**Items from a dataset**.
════════
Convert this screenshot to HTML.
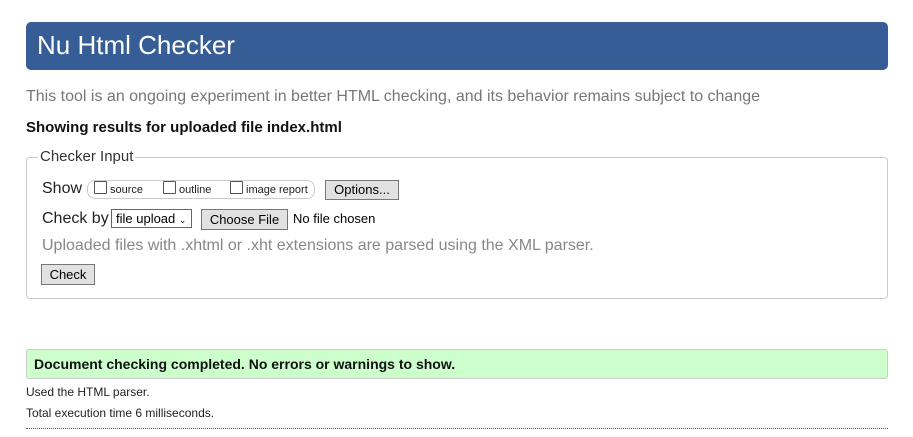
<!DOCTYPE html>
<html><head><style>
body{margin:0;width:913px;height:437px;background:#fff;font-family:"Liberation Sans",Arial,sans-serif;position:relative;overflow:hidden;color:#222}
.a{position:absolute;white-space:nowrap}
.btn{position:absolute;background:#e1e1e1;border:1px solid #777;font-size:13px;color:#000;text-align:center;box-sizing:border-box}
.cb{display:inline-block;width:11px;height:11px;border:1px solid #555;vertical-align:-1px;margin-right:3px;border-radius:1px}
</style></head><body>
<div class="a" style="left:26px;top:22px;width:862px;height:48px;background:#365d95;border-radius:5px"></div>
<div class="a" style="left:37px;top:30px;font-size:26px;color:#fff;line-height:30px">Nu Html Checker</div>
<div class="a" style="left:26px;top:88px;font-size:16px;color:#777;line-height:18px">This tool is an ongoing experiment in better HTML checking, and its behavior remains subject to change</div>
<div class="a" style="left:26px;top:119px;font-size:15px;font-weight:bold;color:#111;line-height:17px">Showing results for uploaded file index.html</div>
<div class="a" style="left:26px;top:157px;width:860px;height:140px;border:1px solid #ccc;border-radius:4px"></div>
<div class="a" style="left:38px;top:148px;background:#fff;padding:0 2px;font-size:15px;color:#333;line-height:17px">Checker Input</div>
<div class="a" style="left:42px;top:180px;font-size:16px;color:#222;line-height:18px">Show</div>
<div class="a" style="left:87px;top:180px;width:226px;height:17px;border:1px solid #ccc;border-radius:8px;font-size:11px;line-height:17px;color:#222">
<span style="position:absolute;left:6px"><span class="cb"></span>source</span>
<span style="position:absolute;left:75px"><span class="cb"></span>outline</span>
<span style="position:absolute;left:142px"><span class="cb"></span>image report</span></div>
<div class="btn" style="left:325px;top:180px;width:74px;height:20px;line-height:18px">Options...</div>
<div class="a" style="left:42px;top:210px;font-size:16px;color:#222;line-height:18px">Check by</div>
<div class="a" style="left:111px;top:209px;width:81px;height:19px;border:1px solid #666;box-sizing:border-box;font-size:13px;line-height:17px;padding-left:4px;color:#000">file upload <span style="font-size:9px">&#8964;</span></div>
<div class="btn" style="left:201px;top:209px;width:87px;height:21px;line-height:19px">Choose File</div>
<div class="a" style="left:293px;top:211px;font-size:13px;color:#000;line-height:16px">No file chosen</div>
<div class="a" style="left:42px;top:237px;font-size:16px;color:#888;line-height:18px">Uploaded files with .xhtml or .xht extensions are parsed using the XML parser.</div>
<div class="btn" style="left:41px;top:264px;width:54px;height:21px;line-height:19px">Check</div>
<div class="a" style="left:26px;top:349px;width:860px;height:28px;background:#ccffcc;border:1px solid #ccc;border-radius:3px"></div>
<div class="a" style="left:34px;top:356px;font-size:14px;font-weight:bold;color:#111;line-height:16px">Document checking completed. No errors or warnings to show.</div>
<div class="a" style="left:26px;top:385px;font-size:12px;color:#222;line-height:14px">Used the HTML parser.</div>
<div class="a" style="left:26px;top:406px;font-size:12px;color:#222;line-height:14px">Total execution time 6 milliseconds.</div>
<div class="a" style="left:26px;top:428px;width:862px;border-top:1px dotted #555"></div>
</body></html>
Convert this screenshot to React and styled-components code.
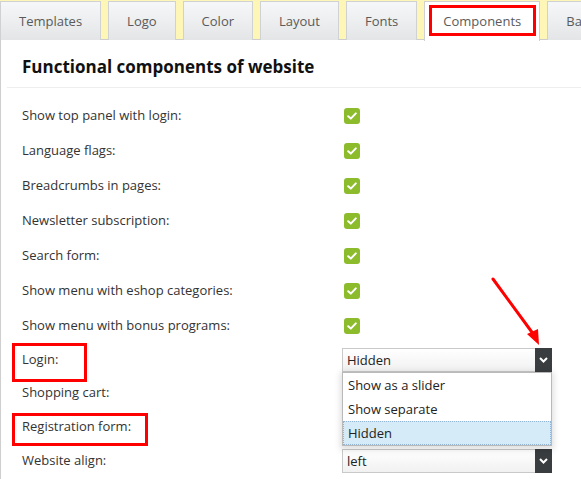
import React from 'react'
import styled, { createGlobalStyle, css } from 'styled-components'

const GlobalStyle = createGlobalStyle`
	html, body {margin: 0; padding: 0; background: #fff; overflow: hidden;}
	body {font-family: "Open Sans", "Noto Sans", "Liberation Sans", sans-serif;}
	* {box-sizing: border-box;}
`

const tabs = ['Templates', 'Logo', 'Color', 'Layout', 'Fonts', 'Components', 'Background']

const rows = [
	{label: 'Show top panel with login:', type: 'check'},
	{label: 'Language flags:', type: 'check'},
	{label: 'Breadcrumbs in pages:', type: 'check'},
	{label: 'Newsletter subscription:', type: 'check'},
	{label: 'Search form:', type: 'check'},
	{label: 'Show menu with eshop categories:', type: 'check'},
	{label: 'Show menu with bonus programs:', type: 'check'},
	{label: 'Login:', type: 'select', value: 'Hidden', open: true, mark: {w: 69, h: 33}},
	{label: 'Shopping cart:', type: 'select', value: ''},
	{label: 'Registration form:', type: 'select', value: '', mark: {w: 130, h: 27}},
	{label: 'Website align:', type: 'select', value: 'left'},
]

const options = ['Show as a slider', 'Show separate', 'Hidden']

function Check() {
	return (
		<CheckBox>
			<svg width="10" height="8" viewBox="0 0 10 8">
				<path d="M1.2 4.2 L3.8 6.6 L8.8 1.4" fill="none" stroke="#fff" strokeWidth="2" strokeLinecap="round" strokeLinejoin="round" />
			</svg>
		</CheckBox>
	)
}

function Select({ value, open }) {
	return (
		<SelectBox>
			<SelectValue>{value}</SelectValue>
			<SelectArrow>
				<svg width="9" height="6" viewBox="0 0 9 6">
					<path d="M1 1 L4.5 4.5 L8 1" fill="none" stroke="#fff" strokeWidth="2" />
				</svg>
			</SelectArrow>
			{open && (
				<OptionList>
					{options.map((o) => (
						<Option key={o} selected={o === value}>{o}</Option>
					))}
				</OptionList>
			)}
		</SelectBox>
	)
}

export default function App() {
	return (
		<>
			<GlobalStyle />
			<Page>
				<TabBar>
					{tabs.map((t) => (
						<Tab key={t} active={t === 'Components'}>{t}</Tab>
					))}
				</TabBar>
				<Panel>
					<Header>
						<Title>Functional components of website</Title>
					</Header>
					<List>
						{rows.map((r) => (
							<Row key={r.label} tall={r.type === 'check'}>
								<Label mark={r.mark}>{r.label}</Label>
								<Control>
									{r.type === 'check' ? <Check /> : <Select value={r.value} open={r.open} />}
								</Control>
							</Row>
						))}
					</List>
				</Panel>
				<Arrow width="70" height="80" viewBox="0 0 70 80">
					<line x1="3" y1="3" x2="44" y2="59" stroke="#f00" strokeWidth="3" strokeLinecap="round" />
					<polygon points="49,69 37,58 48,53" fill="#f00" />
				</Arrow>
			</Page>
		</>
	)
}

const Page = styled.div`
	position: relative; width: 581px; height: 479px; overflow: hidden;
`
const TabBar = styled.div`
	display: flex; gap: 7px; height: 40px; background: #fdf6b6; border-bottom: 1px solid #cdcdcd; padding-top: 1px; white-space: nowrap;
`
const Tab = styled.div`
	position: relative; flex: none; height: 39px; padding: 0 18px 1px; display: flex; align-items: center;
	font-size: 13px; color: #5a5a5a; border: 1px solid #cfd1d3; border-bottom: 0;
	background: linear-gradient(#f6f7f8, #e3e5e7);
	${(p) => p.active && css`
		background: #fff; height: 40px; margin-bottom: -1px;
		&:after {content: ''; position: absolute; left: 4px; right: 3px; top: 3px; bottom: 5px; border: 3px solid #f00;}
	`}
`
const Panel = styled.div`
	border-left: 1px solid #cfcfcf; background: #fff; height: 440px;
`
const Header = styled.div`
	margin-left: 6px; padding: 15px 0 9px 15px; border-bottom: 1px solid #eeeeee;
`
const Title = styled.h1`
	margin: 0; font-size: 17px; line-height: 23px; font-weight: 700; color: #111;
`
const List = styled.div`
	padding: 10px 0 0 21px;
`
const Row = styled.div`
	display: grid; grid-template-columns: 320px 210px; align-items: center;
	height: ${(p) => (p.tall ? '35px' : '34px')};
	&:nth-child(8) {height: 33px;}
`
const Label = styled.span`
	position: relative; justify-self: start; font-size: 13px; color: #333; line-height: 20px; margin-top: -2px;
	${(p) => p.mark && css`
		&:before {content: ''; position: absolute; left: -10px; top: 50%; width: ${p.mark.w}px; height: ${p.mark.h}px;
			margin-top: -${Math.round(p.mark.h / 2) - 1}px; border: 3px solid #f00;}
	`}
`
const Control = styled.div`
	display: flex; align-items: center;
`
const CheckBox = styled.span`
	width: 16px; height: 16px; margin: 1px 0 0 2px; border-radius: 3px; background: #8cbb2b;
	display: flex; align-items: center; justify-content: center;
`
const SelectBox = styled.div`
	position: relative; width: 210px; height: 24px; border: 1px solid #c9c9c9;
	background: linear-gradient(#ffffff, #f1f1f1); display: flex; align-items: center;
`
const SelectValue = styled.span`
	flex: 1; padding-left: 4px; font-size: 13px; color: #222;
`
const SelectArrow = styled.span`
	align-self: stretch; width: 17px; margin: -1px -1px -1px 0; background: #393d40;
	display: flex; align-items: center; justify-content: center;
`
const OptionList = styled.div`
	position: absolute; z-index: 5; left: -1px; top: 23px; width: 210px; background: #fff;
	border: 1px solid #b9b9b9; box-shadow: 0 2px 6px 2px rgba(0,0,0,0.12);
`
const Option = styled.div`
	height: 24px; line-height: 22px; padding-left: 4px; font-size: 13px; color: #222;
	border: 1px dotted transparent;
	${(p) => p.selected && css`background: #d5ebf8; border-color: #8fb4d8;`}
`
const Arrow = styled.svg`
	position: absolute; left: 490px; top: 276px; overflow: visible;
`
════════
**WHAT YOU WILL DO**. Looking at the material above, count the lines that hold "Convert" and give the total alone.

**FINAL RESULT**. 2